We’re borrowing the “animal charade” game from the “revolutionary theater” reading and have even designed our own “hop” game to get to know the students at the start and a “noise game” to get the students to be a part of our explanation of the plot.

For the “hopping” we’ll have the students and two of us stand in a line while another, some distance away, calls out statements like “hop forward if you’re wearing blue” or “hop forward if you have a sibling.” The object of the game will be to see who reaches the speaker first, although we as facilitators are hoping it will help get rid of any excess energy in our players as well.

The “noise game” will be during our explanation of the plot – we’ll give a brief statement of plot, such as, “there’s a ship crash” and the students will take turns making a noise that could be associated with the action.

We’re hoping this will allow the students to be more engaged in the summary, rather than us just talking at them.

So in short, we should be just fine if everything goes according to plan.

I just wish I could believe that that’s actually going to happen.

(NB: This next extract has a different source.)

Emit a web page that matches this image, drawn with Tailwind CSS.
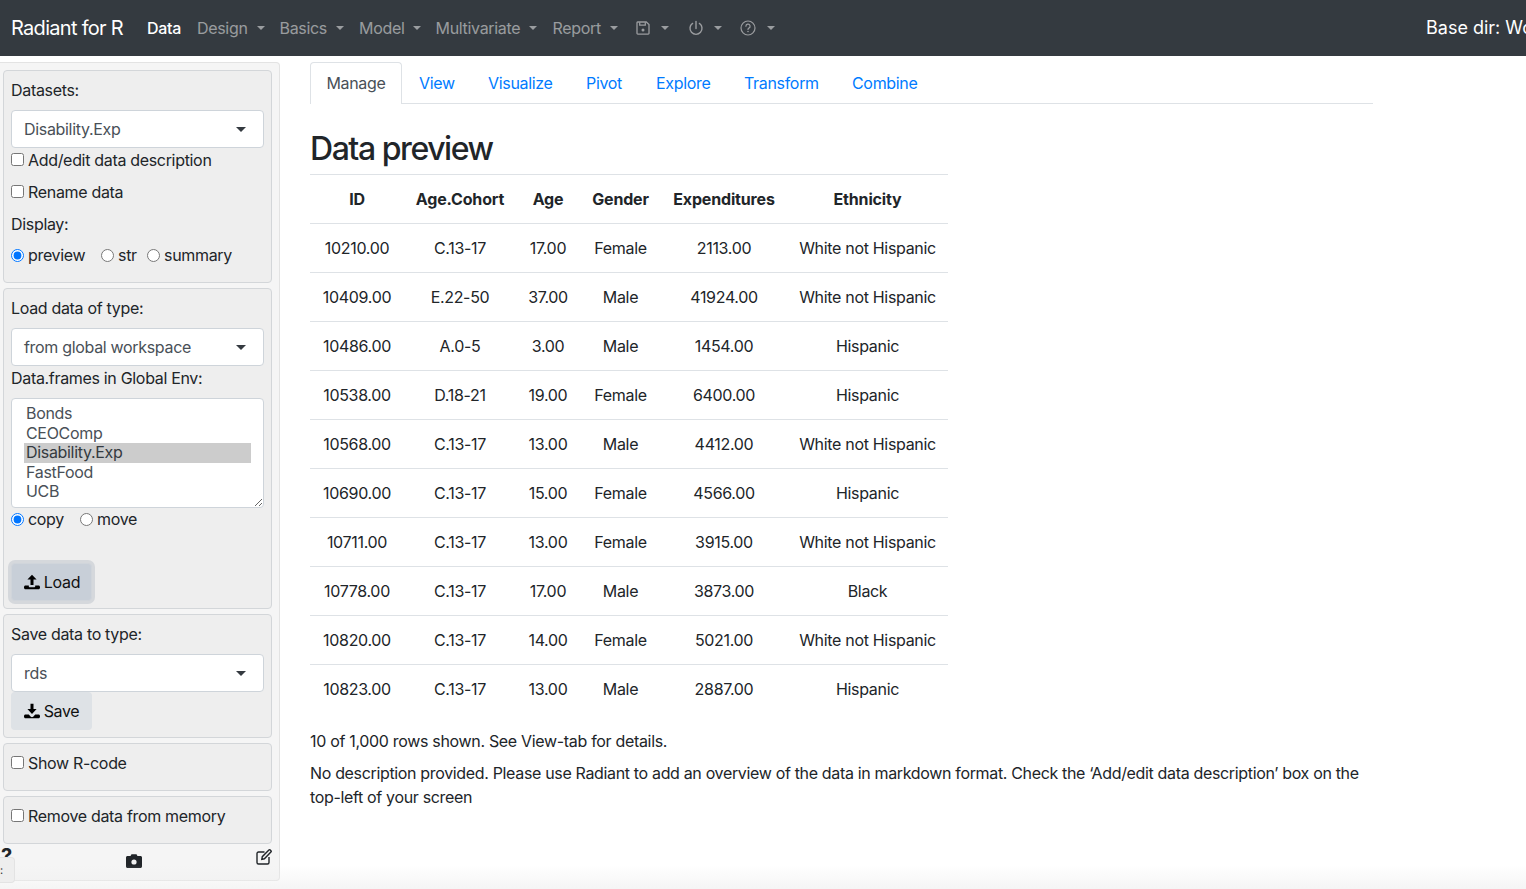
<!doctype html>
<html><head><meta charset="utf-8"><script src="https://cdn.jsdelivr.net/npm/@tailwindcss/browser@4"></script><title>Radiant for R</title></head>
<body class="w-[1526px] h-[889px] overflow-hidden bg-white text-[#212529] font-['Inter','Liberation_Sans',sans-serif] text-[16px] leading-6 tracking-[-0.32px] relative">
<nav class="h-14 bg-[#343a40] flex items-center pl-[11px] whitespace-nowrap overflow-hidden text-[16px] text-white/50">
  <span class="text-[20px] text-white w-[136px] tracking-[-0.7px]">Radiant for R</span>
  <span class="text-white font-medium w-[50px]">Data</span>
  <span class="flex items-center w-[82.5px]">Design<i class="ml-[9px] border-x-[4px] border-t-[4px] border-x-transparent border-t-white/50"></i></span>
  <span class="flex items-center w-[79.500px]">Basics<i class="ml-[9px] border-x-[4px] border-t-[4px] border-x-transparent border-t-white/50"></i></span>
  <span class="flex items-center w-[76.500px]">Model<i class="ml-[9px] border-x-[4px] border-t-[4px] border-x-transparent border-t-white/50"></i></span>
  <span class="flex items-center w-[117px]">Multivariate<i class="ml-[9px] border-x-[4px] border-t-[4px] border-x-transparent border-t-white/50"></i></span>
  <span class="flex items-center w-[83.500px]">Report<i class="ml-[9px] border-x-[4px] border-t-[4px] border-x-transparent border-t-white/50"></i></span>
  <span class="flex items-center w-[52px]"><svg class="w-[14px] h-4" viewBox="0 0 14 16" fill="none" stroke="#9a9c9f" stroke-width="1.3"><path d="M1.7 2h8.6L13 4.6v8.7a.8.8 0 0 1-.8.8H1.800a.8.8 0 0 1-.8-.8V2.800a.8.8 0 0 1 .7-.8z"/><path d="M3.700 2.200v3h5.600v-3"/><circle cx="7" cy="10" r="1.500" fill="#9a9c9f" stroke="none"/></svg><i class="ml-[11px] border-x-[4px] border-t-[4px] border-x-transparent border-t-white/50"></i></span>
  <span class="flex items-center w-[52px]"><svg class="w-4 h-4" viewBox="0 0 16 16" fill="none" stroke="#9a9c9f" stroke-width="1.400" stroke-linecap="round"><path d="M8 1.500v7"/><path d="M4.600 3.400a6 6 0 1 0 6.800 0"/></svg><i class="ml-[10px] border-x-[4px] border-t-[4px] border-x-transparent border-t-white/50"></i></span>
  <span class="flex items-center"><svg class="w-4 h-4" viewBox="0 0 16 16" fill="none" stroke="#9a9c9f" stroke-width="1.200"><circle cx="8" cy="8" r="7"/><path d="M5.900 6.200a2.100 2.100 0 1 1 3 1.900c-.6.300-.9.700-.9 1.400" stroke-linecap="round"/><circle cx="8" cy="11.500" r=".8" fill="#9a9c9f" stroke="none"/></svg><i class="ml-[11px] border-x-[4px] border-t-[4px] border-x-transparent border-t-white/50"></i></span>
  <span class="ml-auto text-[18px] text-white w-[100px] shrink-0 tracking-normal">Base dir: Workspace</span>
</nav>
<div class="flex items-start">
  <aside class="w-[280px] h-[819px] mt-[6px] shrink-0 bg-[#f5f5f5] border border-l-0 border-[#e3e3e3] rounded-r-[4px] pl-[3px] pr-[7px] pt-[7px] relative">
    <section class="h-[213px] bg-[#eeeeee] border border-[#d3d6d9] rounded-[4px] px-[7px] pt-[7px]">
      <p>Datasets:</p>
      <div class="mt-2 h-[38px] bg-white border border-[#ced4da] rounded-[4px] pl-3 pr-[17px] flex items-center justify-between text-[#495057]"><span>Disability.Exp</span><i class="border-x-[5px] border-t-[5px] border-x-transparent border-t-[#343a40]"></i></div>
      <label class="flex items-center gap-[4px] h-6"><input type="checkbox" class="w-[13px] h-[13px] -mt-[1px]">Add/edit data description</label>
      <label class="flex items-center gap-[4px] h-6 mt-2"><input type="checkbox" class="w-[13px] h-[13px] -mt-[1px]">Rename data</label>
      <p class="mt-2">Display:</p>
      <div class="flex items-center h-6 mt-[7px]">
        <label class="flex items-center gap-[4px] w-[90px]"><input type="radio" name="d" checked class="w-[13px] h-[13px]">preview</label>
        <label class="flex items-center gap-[4px] w-[46px]"><input type="radio" name="d" class="w-[13px] h-[13px]">str</label>
        <label class="flex items-center gap-[4px]"><input type="radio" name="d" class="w-[13px] h-[13px]">summary</label>
      </div>
    </section>
    <section class="mt-[5px] h-[321px] bg-[#eeeeee] border border-[#d3d6d9] rounded-[4px] px-[7px] pt-[7px]">
      <p>Load data of type:</p>
      <div class="mt-2 h-[38px] bg-white border border-[#ced4da] rounded-[4px] pl-3 pr-[17px] flex items-center justify-between text-[#495057]"><span>from global workspace</span><i class="border-x-[5px] border-t-[5px] border-x-transparent border-t-[#343a40]"></i></div>
      <p>Data.frames in Global Env:</p>
      <div class="relative mt-2 h-[110px] bg-white border border-[#ced4da] rounded-[4px] pl-3 pr-3 pt-[5.4px] text-[#495057] leading-[19.4px]">
        <p class="pl-[2px]">Bonds</p><p class="pl-[2px]">CEOComp</p><p class="pl-[2px] bg-[#cccccc] text-[#343a40]">Disability.Exp</p><p class="pl-[2px]">FastFood</p><p class="pl-[2px]">UCB</p>
        <svg class="absolute right-0 bottom-0 w-[9px] h-[9px]" viewBox="0 0 9 9" stroke="#666" stroke-width="1"><path d="M1 8 8 1M5 8l3-3"/></svg>
      </div>
      <div class="flex items-center h-6 -mt-[1px]">
        <label class="flex items-center gap-[4px] w-[69px]"><input type="radio" name="c" checked class="w-[13px] h-[13px]">copy</label>
        <label class="flex items-center gap-[4px]"><input type="radio" name="c" class="w-[13px] h-[13px]">move</label>
      </div>
      <button class="mt-8 w-[81px] h-[38px] pl-[1px] bg-[#c8cfd8] border border-[#d0d5db] rounded-[4px] ring-[3px] ring-[#d5d8dc] flex items-center justify-center gap-1 text-[#111]">
        <svg class="w-4 h-4" viewBox="0 0 16 16" fill="#000"><path d="M8 .8 12.600 5.600H9.500V11H6.500V5.600H3.400z"/><path d="M1.500 11.600h3.300v.6c0 .6.500 1 1 1h4.400c.5 0 1-.4 1-1v-.6h3.300c.8 0 1.500.7 1.500 1.500v.6c0 .8-.7 1.500-1.500 1.500H1.500C.7 15.200 0 14.500 0 13.700v-.6c0-.8.700-1.500 1.500-1.500z"/></svg>Load</button>
    </section>
    <section class="mt-[5px] h-[124px] bg-[#eeeeee] border border-[#d3d6d9] rounded-[4px] px-[7px] pt-[7px]">
      <p>Save data to type:</p>
      <div class="mt-2 h-[38px] bg-white border border-[#ced4da] rounded-[4px] pl-3 pr-[17px] flex items-center justify-between text-[#495057]"><span>rds</span><i class="border-x-[5px] border-t-[5px] border-x-transparent border-t-[#343a40]"></i></div>
      <button class="w-[81px] h-[38px] bg-[#dee2e6] rounded-[4px] flex items-center justify-center gap-1 text-[#111]">
        <svg class="w-4 h-4" viewBox="0 0 16 16" fill="#000"><path d="M6.500 .8h3V6h3.100L8 11 3.400 6h3.100z"/><path d="M1.500 11.600h3.300l2 2.100c.7.600 1.700.6 2.400 0l2-2.100h3.300c.8 0 1.500.7 1.500 1.500v.6c0 .8-.7 1.500-1.500 1.500H1.500C.7 15.200 0 14.500 0 13.700v-.6c0-.8.700-1.500 1.500-1.500z"/></svg>Save</button>
    </section>
    <section class="mt-[5px] h-[48px] bg-[#eeeeee] border border-[#d3d6d9] rounded-[4px] px-[7px] pt-[7px]">
      <label class="flex items-center gap-[4px] h-6"><input type="checkbox" class="w-[13px] h-[13px] -mt-[1px]">Show R-code</label>
    </section>
    <section class="mt-[5px] h-[48px] bg-[#eeeeee] border border-[#d3d6d9] rounded-[4px] px-[7px] pt-[7px]">
      <label class="flex items-center gap-[4px] h-6"><input type="checkbox" class="w-[13px] h-[13px] -mt-[1px]">Remove data from memory</label>
    </section>
    <svg class="absolute left-[126px] top-[791px] w-4 h-[14px]" viewBox="0 0 16 14" fill="#212529"><path d="M1.500 2H4.500L5.500.3h5L11.500 2h3c.8 0 1.500.7 1.500 1.500v9c0 .8-.7 1.500-1.500 1.500h-13C.7 14 0 13.300 0 12.500v-9C0 2.700.7 2 1.500 2z"/><circle cx="8" cy="8" r="2.600" fill="#f1f1f1"/></svg>
    <svg class="absolute left-[256px] top-[786px] w-4 h-4" viewBox="0 0 16 16" fill="none" stroke="#212529" stroke-width="1.400"><path d="M8.500 3H2.500A1.500 1.500 0 0 0 1 4.500v9A1.500 1.500 0 0 0 2.500 15h9a1.500 1.500 0 0 0 1.500-1.500V8"/><path d="M5.800 10.300 6.300 7.700 12.900 1.100a1 1 0 0 1 1.400 0l.6.600a1 1 0 0 1 0 1.400L8.400 9.800z"/></svg>
  </aside>
  <main class="ml-[30px] w-[1063px] mt-[6px]">
    <div class="flex h-[42px] border-b border-[#dee2e6] text-[#007bff]">
      <span class="h-[42px] w-[92px] pb-[2px] flex items-center justify-center bg-white border border-b-0 border-[#dee2e6] rounded-t-[4px] text-[#495057]">Manage</span>
      <span class="pl-[17px] pt-[9px] w-[69px]">View</span>
      <span class="pl-[17px] pt-[9px] w-[98px]">Visualize</span>
      <span class="pl-[17px] pt-[9px] w-[70px]">Pivot</span>
      <span class="pl-[17px] pt-[9px] w-[88px]">Explore</span>
      <span class="pl-[17px] pt-[9px] w-[108px]">Transform</span>
      <span class="pl-[17px] pt-[9px]">Combine</span>
    </div>
    <h4 class="text-[32px] font-medium leading-[38px] mt-[26px] mb-[6px] tracking-[-1.45px]">Data preview</h4>
    <table class="w-[638px] table-fixed border-collapse text-center">
      <colgroup><col class="w-[94px]"><col class="w-[112px]"><col class="w-[64px]"><col class="w-[81px]"><col class="w-[126px]"><col class="w-[161px]"></colgroup>
      <thead><tr class="h-[49px] border-y border-[#dee2e6] font-bold tracking-[-0.16px]"><th>ID</th><th>Age.Cohort</th><th>Age</th><th>Gender</th><th>Expenditures</th><th>Ethnicity</th></tr></thead>
      <tbody>
        <tr class="h-[49px] border-b border-[#dee2e6]"><td>10210.00</td><td>C.13-17</td><td>17.00</td><td>Female</td><td>2113.00</td><td>White not Hispanic</td></tr>
        <tr class="h-[49px] border-b border-[#dee2e6]"><td>10409.00</td><td>E.22-50</td><td>37.00</td><td>Male</td><td>41924.00</td><td>White not Hispanic</td></tr>
        <tr class="h-[49px] border-b border-[#dee2e6]"><td>10486.00</td><td>A.0-5</td><td>3.00</td><td>Male</td><td>1454.00</td><td>Hispanic</td></tr>
        <tr class="h-[49px] border-b border-[#dee2e6]"><td>10538.00</td><td>D.18-21</td><td>19.00</td><td>Female</td><td>6400.00</td><td>Hispanic</td></tr>
        <tr class="h-[49px] border-b border-[#dee2e6]"><td>10568.00</td><td>C.13-17</td><td>13.00</td><td>Male</td><td>4412.00</td><td>White not Hispanic</td></tr>
        <tr class="h-[49px] border-b border-[#dee2e6]"><td>10690.00</td><td>C.13-17</td><td>15.00</td><td>Female</td><td>4566.00</td><td>Hispanic</td></tr>
        <tr class="h-[49px] border-b border-[#dee2e6]"><td>10711.00</td><td>C.13-17</td><td>13.00</td><td>Female</td><td>3915.00</td><td>White not Hispanic</td></tr>
        <tr class="h-[49px] border-b border-[#dee2e6]"><td>10778.00</td><td>C.13-17</td><td>17.00</td><td>Male</td><td>3873.00</td><td>Black</td></tr>
        <tr class="h-[49px] border-b border-[#dee2e6]"><td>10820.00</td><td>C.13-17</td><td>14.00</td><td>Female</td><td>5021.00</td><td>White not Hispanic</td></tr>
        <tr class="h-[49px]"><td>10823.00</td><td>C.13-17</td><td>13.00</td><td>Male</td><td>2887.00</td><td>Hispanic</td></tr>
      </tbody>
    </table>
    <p class="mt-[15px]">10 of 1,000 rows shown. See View-tab for details.</p>
    <p class="mt-2 tracking-[-0.34px]">No description provided. Please use Radiant to add an overview of the data in markdown format. Check the ‘Add/edit data description’ box on the top-left of your screen</p>
  </main>
</div>
<div class="absolute left-0 right-0 bottom-0 h-6 bg-gradient-to-b from-transparent to-[#eeeeee]/60 pointer-events-none"></div>
<span class="absolute left-[1px] top-[844px] text-[20px] font-bold leading-6 text-[#212529]">?</span>
<div class="absolute left-0 top-[857px] w-[15px] h-[26px] bg-[#eeeeee] border border-l-0 border-[#e3e3e3] rounded-r-[4px] text-[11px] leading-6 text-[#333] overflow-hidden">:</div>
</body></html>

Our initial experiences with Act 1 have been challenging, particularly because in Twelfth Night Act 1 is the longest act in the entire play. Not only do a lot of things happen during this act, but also many people have long conversations. We initially cut the script down a lot but when we timed it realized that it was still verging on 15 minutes without actions added in. We are currently cutting it down even more and removing a semi-inappropriate scene between Sir Andrew and Olivia’s maid. I think our biggest challenge will be explaining this script to the kids in a way that engages and excites them. We have planned our first improvisation game and how we are going to show the kids how silly we are and that it is ok to be silly. Hopefully we can break down the barriers between everyone and create the safe space we want to provide them.We are excited to meet them and to show them that anyone can be successful with Shakespeare.